Task details
Give a count of the lines below that have the string "page" in them, with no other words.

====

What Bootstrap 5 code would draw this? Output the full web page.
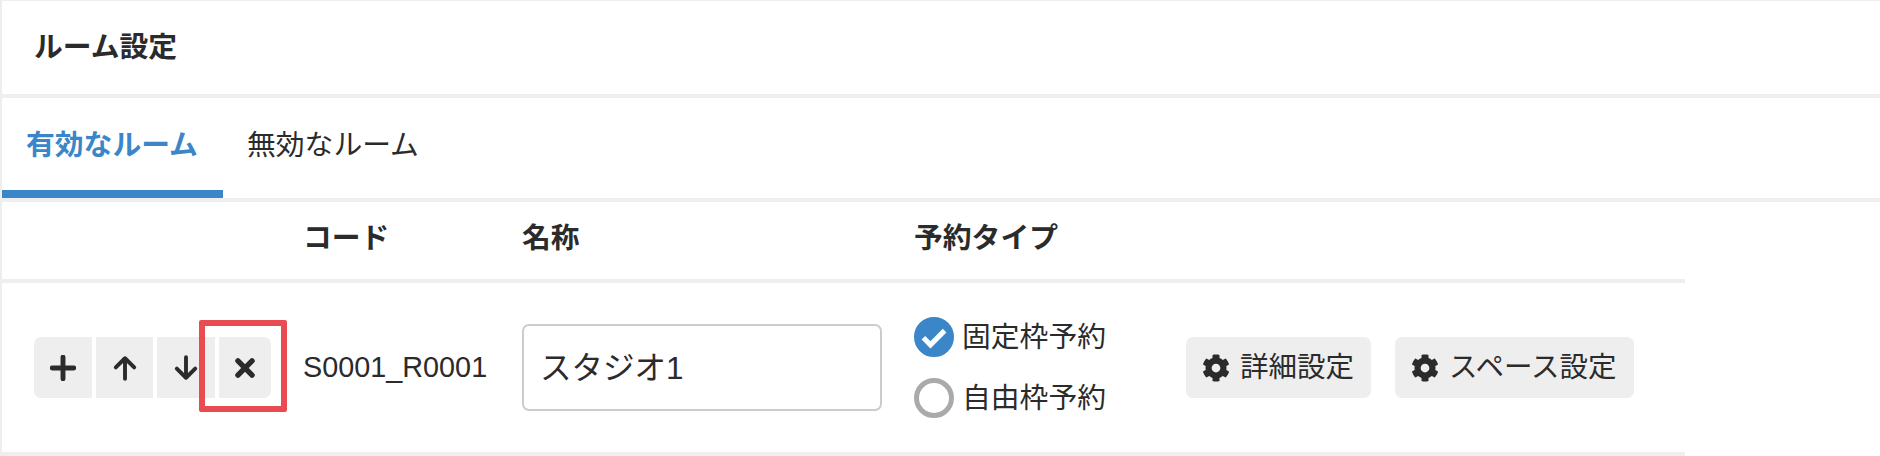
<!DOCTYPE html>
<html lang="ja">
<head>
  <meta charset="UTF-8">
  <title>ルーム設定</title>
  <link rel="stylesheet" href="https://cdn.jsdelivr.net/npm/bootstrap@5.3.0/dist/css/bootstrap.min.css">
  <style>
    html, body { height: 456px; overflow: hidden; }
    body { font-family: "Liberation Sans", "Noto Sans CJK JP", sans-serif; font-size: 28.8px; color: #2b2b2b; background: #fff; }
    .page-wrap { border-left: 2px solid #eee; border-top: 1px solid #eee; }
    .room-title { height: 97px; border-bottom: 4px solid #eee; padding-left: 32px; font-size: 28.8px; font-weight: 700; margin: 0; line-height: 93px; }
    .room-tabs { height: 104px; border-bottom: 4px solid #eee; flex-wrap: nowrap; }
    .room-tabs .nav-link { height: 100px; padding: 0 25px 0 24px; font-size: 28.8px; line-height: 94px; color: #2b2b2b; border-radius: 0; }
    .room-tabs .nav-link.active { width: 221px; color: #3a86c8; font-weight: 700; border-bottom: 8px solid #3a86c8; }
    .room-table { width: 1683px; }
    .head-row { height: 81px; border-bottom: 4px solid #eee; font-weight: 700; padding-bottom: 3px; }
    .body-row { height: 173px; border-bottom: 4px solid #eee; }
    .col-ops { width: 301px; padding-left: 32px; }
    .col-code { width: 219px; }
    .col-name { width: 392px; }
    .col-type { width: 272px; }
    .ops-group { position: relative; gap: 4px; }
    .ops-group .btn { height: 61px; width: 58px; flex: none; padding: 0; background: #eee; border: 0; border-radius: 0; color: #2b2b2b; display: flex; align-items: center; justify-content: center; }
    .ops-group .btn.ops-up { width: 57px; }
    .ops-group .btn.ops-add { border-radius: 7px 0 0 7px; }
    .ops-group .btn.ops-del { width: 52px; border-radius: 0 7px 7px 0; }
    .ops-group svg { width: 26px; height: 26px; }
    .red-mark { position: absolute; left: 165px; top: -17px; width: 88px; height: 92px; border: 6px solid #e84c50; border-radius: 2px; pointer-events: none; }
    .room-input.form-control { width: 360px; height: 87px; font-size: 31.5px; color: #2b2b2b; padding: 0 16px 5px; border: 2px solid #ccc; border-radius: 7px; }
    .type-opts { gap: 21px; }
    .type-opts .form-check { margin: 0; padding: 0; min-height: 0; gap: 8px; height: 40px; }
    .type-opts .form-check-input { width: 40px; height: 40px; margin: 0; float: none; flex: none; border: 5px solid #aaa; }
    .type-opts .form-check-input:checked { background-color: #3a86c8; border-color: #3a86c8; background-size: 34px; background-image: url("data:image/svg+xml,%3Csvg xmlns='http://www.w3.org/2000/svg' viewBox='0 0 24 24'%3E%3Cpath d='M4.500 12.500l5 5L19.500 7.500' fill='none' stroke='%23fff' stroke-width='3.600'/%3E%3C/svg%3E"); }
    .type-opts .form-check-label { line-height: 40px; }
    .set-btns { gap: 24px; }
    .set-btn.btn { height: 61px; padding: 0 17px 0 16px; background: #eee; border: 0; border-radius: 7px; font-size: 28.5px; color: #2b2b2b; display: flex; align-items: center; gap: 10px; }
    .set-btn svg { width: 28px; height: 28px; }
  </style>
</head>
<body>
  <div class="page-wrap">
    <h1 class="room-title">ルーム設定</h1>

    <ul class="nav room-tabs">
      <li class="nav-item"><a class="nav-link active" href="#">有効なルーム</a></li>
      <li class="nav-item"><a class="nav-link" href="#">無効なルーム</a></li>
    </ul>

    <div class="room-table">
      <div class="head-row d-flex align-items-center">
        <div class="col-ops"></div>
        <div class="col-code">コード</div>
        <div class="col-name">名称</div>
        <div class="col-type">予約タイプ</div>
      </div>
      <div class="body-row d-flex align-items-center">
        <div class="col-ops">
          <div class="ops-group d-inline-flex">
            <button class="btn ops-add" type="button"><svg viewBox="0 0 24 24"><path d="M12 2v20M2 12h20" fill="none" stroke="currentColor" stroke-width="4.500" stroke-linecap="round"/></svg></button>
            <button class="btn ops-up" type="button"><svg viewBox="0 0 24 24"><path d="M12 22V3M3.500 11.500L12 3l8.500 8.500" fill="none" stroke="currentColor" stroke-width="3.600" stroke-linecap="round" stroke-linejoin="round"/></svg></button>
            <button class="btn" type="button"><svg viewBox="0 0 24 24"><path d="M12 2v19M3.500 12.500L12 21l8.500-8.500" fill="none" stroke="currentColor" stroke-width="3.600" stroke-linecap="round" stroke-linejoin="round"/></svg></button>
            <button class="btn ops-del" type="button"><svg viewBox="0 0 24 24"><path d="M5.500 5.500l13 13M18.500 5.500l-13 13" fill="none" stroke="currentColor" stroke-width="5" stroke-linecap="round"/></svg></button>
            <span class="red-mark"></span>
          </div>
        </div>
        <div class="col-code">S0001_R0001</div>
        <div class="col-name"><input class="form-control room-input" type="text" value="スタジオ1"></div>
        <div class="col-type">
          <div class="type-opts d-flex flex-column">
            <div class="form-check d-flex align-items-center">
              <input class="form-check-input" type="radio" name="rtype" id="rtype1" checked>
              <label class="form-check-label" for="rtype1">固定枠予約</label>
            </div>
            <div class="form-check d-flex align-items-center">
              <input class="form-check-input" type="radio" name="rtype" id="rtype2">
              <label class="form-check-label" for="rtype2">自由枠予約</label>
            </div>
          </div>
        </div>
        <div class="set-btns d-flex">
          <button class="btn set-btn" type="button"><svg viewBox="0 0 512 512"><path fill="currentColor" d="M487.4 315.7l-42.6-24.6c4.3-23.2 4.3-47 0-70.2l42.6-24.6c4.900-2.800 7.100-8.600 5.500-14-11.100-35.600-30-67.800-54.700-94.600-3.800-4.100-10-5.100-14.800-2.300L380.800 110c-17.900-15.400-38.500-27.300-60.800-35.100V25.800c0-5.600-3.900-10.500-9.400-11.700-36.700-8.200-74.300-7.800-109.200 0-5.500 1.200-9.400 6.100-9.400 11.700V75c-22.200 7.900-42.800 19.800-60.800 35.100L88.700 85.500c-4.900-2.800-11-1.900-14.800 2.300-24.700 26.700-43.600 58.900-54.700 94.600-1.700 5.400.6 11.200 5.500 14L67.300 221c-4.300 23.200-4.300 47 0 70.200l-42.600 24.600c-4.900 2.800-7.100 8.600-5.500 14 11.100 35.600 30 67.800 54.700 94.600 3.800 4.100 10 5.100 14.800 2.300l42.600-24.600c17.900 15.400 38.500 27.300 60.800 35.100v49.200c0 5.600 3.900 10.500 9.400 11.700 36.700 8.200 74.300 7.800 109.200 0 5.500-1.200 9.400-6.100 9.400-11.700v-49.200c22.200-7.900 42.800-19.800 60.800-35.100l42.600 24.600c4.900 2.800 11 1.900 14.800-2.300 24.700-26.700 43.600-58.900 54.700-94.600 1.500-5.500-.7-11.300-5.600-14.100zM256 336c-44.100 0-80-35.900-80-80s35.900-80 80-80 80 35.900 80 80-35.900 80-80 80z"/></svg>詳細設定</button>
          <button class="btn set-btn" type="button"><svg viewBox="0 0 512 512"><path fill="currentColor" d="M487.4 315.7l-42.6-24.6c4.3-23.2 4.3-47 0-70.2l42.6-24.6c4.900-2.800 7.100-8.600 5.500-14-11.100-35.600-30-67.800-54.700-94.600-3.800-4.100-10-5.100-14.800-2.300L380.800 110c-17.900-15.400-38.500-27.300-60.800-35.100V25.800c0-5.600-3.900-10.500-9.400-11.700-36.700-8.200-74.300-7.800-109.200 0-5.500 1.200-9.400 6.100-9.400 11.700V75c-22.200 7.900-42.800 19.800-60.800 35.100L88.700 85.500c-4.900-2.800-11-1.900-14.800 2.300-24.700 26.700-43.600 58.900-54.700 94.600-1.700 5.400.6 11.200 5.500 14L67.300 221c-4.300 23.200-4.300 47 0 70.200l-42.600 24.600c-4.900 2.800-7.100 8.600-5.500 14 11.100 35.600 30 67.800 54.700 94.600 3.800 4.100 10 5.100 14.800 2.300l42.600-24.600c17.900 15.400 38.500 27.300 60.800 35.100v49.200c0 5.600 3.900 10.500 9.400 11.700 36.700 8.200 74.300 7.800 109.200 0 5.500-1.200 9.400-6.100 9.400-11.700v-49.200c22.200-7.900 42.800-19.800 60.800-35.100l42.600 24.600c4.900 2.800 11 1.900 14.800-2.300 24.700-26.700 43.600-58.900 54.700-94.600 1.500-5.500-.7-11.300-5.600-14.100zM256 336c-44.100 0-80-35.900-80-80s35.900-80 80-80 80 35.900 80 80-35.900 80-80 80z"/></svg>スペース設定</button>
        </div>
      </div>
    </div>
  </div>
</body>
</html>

====

Solution to the exercise
3